━━ Data shown ━━
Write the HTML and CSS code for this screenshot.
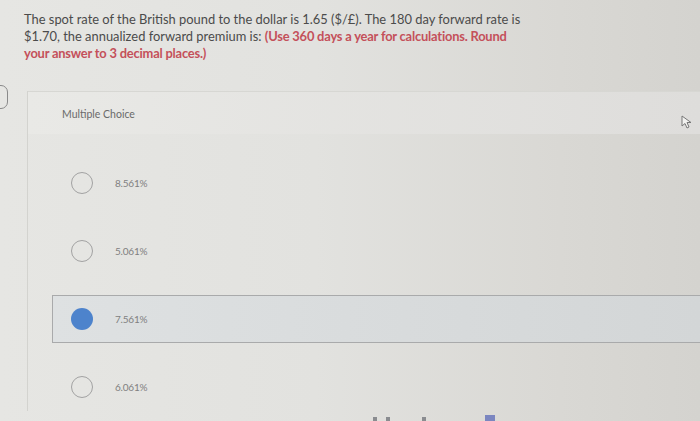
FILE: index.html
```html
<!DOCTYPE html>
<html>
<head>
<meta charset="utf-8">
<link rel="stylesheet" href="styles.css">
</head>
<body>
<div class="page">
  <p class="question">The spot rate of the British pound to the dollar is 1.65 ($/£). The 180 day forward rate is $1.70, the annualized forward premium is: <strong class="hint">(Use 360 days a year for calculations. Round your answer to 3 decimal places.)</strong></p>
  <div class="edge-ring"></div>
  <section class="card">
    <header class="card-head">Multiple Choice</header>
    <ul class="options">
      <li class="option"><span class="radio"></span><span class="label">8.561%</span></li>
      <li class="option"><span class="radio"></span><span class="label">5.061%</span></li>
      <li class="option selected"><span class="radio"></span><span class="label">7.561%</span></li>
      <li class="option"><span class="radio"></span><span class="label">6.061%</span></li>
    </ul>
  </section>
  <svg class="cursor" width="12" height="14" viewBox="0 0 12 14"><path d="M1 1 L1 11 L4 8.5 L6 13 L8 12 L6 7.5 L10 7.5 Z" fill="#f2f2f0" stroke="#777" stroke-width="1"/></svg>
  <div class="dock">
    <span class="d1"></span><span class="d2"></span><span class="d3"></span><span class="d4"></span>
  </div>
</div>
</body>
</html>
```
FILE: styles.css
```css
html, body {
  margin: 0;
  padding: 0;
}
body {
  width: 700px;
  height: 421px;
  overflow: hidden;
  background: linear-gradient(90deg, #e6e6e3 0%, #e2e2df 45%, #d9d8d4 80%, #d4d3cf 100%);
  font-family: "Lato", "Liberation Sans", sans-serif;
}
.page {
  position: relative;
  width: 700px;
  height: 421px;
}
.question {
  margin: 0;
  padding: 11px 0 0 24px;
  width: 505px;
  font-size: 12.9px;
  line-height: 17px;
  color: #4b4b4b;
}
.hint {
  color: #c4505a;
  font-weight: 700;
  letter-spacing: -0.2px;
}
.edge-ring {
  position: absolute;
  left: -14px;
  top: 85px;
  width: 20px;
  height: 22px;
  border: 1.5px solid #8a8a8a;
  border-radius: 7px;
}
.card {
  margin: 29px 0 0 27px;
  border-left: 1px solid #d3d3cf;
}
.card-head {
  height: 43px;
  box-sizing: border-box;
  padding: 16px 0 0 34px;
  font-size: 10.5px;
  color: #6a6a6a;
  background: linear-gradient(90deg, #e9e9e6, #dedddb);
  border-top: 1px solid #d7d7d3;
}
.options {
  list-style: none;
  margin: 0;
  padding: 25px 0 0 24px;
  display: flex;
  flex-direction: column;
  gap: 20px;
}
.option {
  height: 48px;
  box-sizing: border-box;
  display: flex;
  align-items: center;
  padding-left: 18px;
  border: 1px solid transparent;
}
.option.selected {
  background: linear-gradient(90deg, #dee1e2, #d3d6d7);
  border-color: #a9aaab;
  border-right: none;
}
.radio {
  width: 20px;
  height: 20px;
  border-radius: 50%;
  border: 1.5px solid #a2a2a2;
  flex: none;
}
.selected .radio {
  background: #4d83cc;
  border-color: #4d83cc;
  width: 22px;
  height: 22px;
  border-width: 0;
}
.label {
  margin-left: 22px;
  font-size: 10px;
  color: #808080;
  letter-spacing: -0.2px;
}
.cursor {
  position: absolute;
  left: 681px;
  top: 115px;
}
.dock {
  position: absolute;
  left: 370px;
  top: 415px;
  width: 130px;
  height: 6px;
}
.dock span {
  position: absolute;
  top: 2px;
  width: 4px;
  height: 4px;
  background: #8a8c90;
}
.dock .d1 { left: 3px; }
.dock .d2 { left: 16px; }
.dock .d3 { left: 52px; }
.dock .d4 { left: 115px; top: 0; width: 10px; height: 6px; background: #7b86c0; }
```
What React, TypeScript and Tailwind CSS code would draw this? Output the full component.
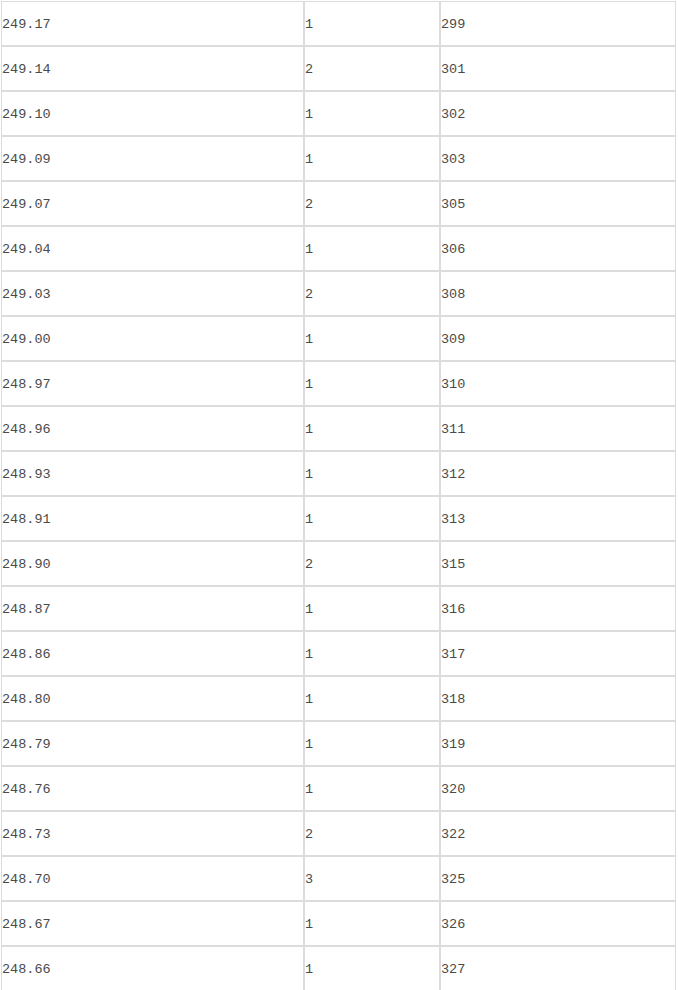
━━━
Transcribe every record above exactly, leaving out the pictures.

Write the HTML and CSS code for this screenshot.
FILE: index.html
```html
<!DOCTYPE html>
<html>
<head>
<meta charset="utf-8">
<link rel="stylesheet" href="styles.css">
</head>
<body>
<div class="page">
  <p class="question">The spot rate of the British pound to the dollar is 1.65 ($/£). The 180 day forward rate is $1.70, the annualized forward premium is: <strong class="hint">(Use 360 days a year for calculations. Round your answer to 3 decimal places.)</strong></p>
  <div class="edge-ring"></div>
  <section class="card">
    <header class="card-head">Multiple Choice</header>
    <ul class="options">
      <li class="option"><span class="radio"></span><span class="label">8.561%</span></li>
      <li class="option"><span class="radio"></span><span class="label">5.061%</span></li>
      <li class="option selected"><span class="radio"></span><span class="label">7.561%</span></li>
      <li class="option"><span class="radio"></span><span class="label">6.061%</span></li>
    </ul>
  </section>
  <svg class="cursor" width="12" height="14" viewBox="0 0 12 14"><path d="M1 1 L1 11 L4 8.5 L6 13 L8 12 L6 7.5 L10 7.5 Z" fill="#f2f2f0" stroke="#777" stroke-width="1"/></svg>
  <div class="dock">
    <span class="d1"></span><span class="d2"></span><span class="d3"></span><span class="d4"></span>
  </div>
</div>
</body>
</html>
```
FILE: styles.css
```css
html, body {
  margin: 0;
  padding: 0;
}
body {
  width: 700px;
  height: 421px;
  overflow: hidden;
  background: linear-gradient(90deg, #e6e6e3 0%, #e2e2df 45%, #d9d8d4 80%, #d4d3cf 100%);
  font-family: "Lato", "Liberation Sans", sans-serif;
}
.page {
  position: relative;
  width: 700px;
  height: 421px;
}
.question {
  margin: 0;
  padding: 11px 0 0 24px;
  width: 505px;
  font-size: 12.9px;
  line-height: 17px;
  color: #4b4b4b;
}
.hint {
  color: #c4505a;
  font-weight: 700;
  letter-spacing: -0.2px;
}
.edge-ring {
  position: absolute;
  left: -14px;
  top: 85px;
  width: 20px;
  height: 22px;
  border: 1.5px solid #8a8a8a;
  border-radius: 7px;
}
.card {
  margin: 29px 0 0 27px;
  border-left: 1px solid #d3d3cf;
}
.card-head {
  height: 43px;
  box-sizing: border-box;
  padding: 16px 0 0 34px;
  font-size: 10.5px;
  color: #6a6a6a;
  background: linear-gradient(90deg, #e9e9e6, #dedddb);
  border-top: 1px solid #d7d7d3;
}
.options {
  list-style: none;
  margin: 0;
  padding: 25px 0 0 24px;
  display: flex;
  flex-direction: column;
  gap: 20px;
}
.option {
  height: 48px;
  box-sizing: border-box;
  display: flex;
  align-items: center;
  padding-left: 18px;
  border: 1px solid transparent;
}
.option.selected {
  background: linear-gradient(90deg, #dee1e2, #d3d6d7);
  border-color: #a9aaab;
  border-right: none;
}
.radio {
  width: 20px;
  height: 20px;
  border-radius: 50%;
  border: 1.5px solid #a2a2a2;
  flex: none;
}
.selected .radio {
  background: #4d83cc;
  border-color: #4d83cc;
  width: 22px;
  height: 22px;
  border-width: 0;
}
.label {
  margin-left: 22px;
  font-size: 10px;
  color: #808080;
  letter-spacing: -0.2px;
}
.cursor {
  position: absolute;
  left: 681px;
  top: 115px;
}
.dock {
  position: absolute;
  left: 370px;
  top: 415px;
  width: 130px;
  height: 6px;
}
.dock span {
  position: absolute;
  top: 2px;
  width: 4px;
  height: 4px;
  background: #8a8c90;
}
.dock .d1 { left: 3px; }
.dock .d2 { left: 16px; }
.dock .d3 { left: 52px; }
.dock .d4 { left: 115px; top: 0; width: 10px; height: 6px; background: #7b86c0; }
```
What React, TypeScript and Tailwind CSS code would draw this? Output the full component.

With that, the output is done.